Innegabili gli sforzi dei social network nel tentare di contenere l’onda d’odio e di fake news nonché di sostenere, ad esempio, la campagna vaccinale. Ma i social network non sono filantropi né organizzazioni senza scopi di lucro. Business is business e più aumentano le interazioni più cresce il “valore” in termini di visibilità e rendimento da advertising. E quand’è che aumentano le interazioni? Quando si crea polemica, scontro, quando si alzano i toni.

L’esemplare il blocco dell’account di Donald Trump col senno di poi appare solo come un’operazione di facciata se nel frattempo aumentano a dismisura gli account fake. La questione dunque è politica e va ben oltre le regole di accesso e iscrizione decise da società private.

Qualche anno fa fece discutere la proposta di consentire l’accesso ai social network solo attraverso la carta di identità. Metodo da regime, così si liquidò la questione senza però proposte alternative e valide. Si può obiettare rispondendo che esistono già leggi che tutelano, almeno sulla carta, i cittadini: sono reati la diffamazione, lo stalking il revenge porn. Ma presentare denuncia contro anonimi, risalire alle identità e avviare processi quanto costa ai cittadini e allo Stato? Le forze dell’ordine e la magistratura possono permettersi di affrontare centinaia, se non migliaia, di cause contro ignoti? Le pene previste sono sufficienti a dissuadere chi commette i reati? Quali sono le conseguenze sull’evoluzione – o meglio l’involuzione – della società tutta? E’ questo il tema politico degno di una società civile.

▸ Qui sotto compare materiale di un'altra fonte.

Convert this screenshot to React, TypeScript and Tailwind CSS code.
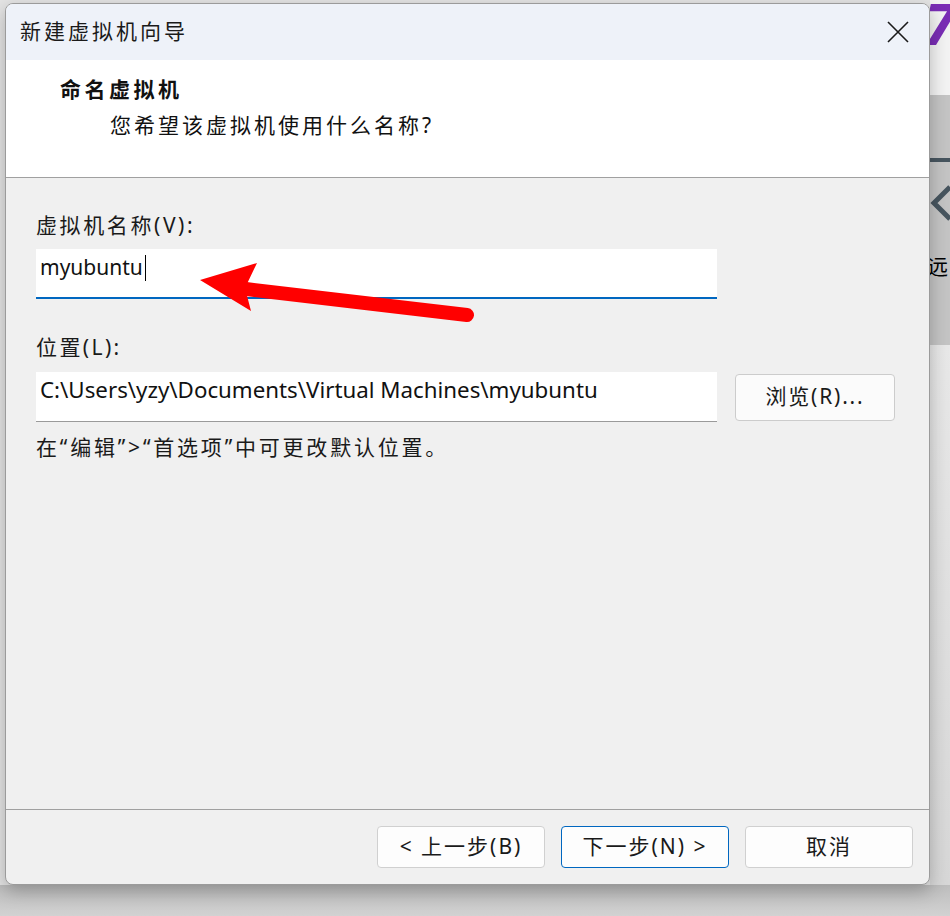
import React from "react";

const font = { fontFamily: '"Noto Sans", "Noto Sans CJK SC", sans-serif' };

function Btn({ children, primary }: { children: React.ReactNode; primary?: boolean }) {
  return (
    <button
      className={
        primary
          ? "w-[168px] h-[42px] rounded-[4px] border border-[#0067c0] bg-[#fdfdfd] text-[21px] tracking-[2px] text-[#1a1a1a] flex items-center justify-center"
          : "w-[168px] h-[42px] rounded-[4px] border border-[#d0d0d0] bg-[#fdfdfd] text-[21px] tracking-[2px] text-[#1a1a1a] flex items-center justify-center"
      }
    >
      {children}
    </button>
  );
}

export default function App() {
  return (
    <div className="relative w-[950px] h-[916px] overflow-hidden bg-[#e4e4e4]" style={font}>
      {/* background app behind the dialog */}
      <div className="absolute left-[930px] top-0 w-[20px] h-[95px] bg-[#f3f3f3] overflow-hidden">
        <span className="absolute left-[-6px] top-[-6px] text-[58px] leading-none font-bold text-[#7a2db5] italic">7</span>
      </div>
      <div className="absolute left-[930px] top-[95px] w-[20px] h-[250px] bg-[#c4c4c4] overflow-hidden">
        <div className="absolute left-0 top-[63px] w-[20px] h-[4px] bg-[#47555f]" />
        <svg className="absolute left-0 top-[88px]" width="20" height="40" viewBox="0 0 20 40">
          <path d="M20 4 L4 20 L20 36" fill="none" stroke="#47555f" strokeWidth="5" />
        </svg>
        <span className="absolute left-[-3px] top-[160px] text-[21px] leading-none text-black" style={{ fontFamily: '"Noto Sans CJK SC", sans-serif' }}>远</span>
      </div>
      <div className="absolute left-[930px] top-[345px] w-[20px] h-[571px] bg-gradient-to-b from-[#e8e8e8] to-[#d6d6d6]" />
      <div className="absolute left-0 top-[885px] w-[950px] h-[31px] bg-gradient-to-b from-[#bdbdbd] to-[#d2d2d2]" />

      {/* dialog */}
      <div className="relative pt-[3px] pl-[5px]">
        <div className="w-[925px] h-[882px] rounded-[8px] border border-[#9b9b9b] overflow-hidden flex flex-col bg-[#f0f0f0] shadow-[0_6px_18px_rgba(0,0,0,0.25)]">
          {/* title bar */}
          <div className="h-[56px] bg-[#eef2f9] flex items-center justify-between pl-[14px] pr-[20px]">
            <span className="text-[21px] tracking-[3px] text-[#1a1a1a]">新建虚拟机向导</span>
            <svg width="22" height="22" viewBox="0 0 22 22">
              <path d="M1 1 L21 21 M21 1 L1 21" stroke="#1a1a1a" strokeWidth="1.6" />
            </svg>
          </div>
          {/* header */}
          <div className="h-[118px] bg-white border-b border-[#a0a0a0] pl-[54px] pt-[15px]">
            <div className="text-[21px] leading-[28px] tracking-[3.5px] font-bold text-[#111]">命名虚拟机</div>
            <div className="mt-[8px] ml-[50px] text-[21px] leading-[28px] tracking-[3px] text-[#111]">您希望该虚拟机使用什么名称?</div>
          </div>
          {/* body */}
          <div className="flex-1 px-[30px] pt-[33px]">
            <div className="text-[21px] leading-[28px] tracking-[2.6px] text-[#1a1a1a]">虚拟机名称(V):</div>
            <div className="mt-[10px] w-[681px] h-[50px] bg-white border-b-2 border-[#0067c0] flex items-center pl-[4px] pb-[10px]">
              <span className="text-[21px] text-[#111]">myubuntu</span>
              <span className="ml-[2px] w-px h-[26px] bg-black" />
            </div>
            <div className="mt-[34px] text-[21px] leading-[28px] tracking-[2.4px] text-[#1a1a1a]">位置(L):</div>
            <div className="mt-[11px] flex items-center gap-[18px]">
              <div className="w-[681px] h-[50px] bg-white border-b border-[#9a9a9a] flex items-center pl-[4px] pb-[14px]">
                <span className="text-[22.3px] text-[#111]">C:\Users\yzy\Documents\Virtual Machines\myubuntu</span>
              </div>
              <button className="w-[160px] h-[47px] rounded-[4px] border border-[#cccccc] bg-[#fbfbfb] text-[21px] tracking-[1.8px] text-[#1a1a1a] flex items-center justify-center">
                浏览(R)...
              </button>
            </div>
            <div className="mt-[11px] text-[21px] leading-[28px] tracking-[2.8px] text-[#1a1a1a]">在“编辑”&gt;“首选项”中可更改默认位置。</div>
          </div>
          {/* footer */}
          <div className="h-[75px] border-t border-[#a0a0a0] flex justify-end gap-[16px] pt-[16px] pr-[16px]">
            <Btn>&lt; 上一步(B)</Btn>
            <Btn primary>下一步(N) &gt;</Btn>
            <Btn>取消</Btn>
          </div>
        </div>
      </div>

      {/* red annotation arrow */}
      <svg className="absolute left-0 top-0 pointer-events-none" width="950" height="916" viewBox="0 0 950 916">
        <line x1="246" y1="289" x2="467" y2="315" stroke="#ff0000" strokeWidth="14" strokeLinecap="round" />
        <polygon points="200,280 257,263 245,288 251,311" fill="#ff0000" />
      </svg>
    </div>
  );
}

Gli interessi in gioco, anche e soprattutto economici sono molti – a partire da quelli delle Big tech che con i social fanno affari d’oro – ma la questione economica non può più prevalere sulla tutela dei diritti fondamentali, a partire da quello della libertà a cui si rifanno in questo momento i no vax, tanto per citare la categoria più in voga mediaticamente parlando. Non si può assistere a inseguimenti e violenze a carico di qualsivoglia cittadino, persecuzioni organizzate attraverso la Rete. Ma se si va avanti così, facendo finta di niente, viene da domandarsi: l’interesse economico fa il paio con quello politico? Quanti sono i profili fake attribuibili a singoli o intere forze politiche per acquisire consensi sui social e scatenare campagne contro gli avversari? Avrebbero lo stesso seguito sui social senza i “ghost writer”? Quali le altre “lobby” interessate a mantenere lo status quo e a fomentare odio sociale? E non si sbandieri per l’ennesima volta  lo slogan della “Rete libera” perché non ci crede più nessuno.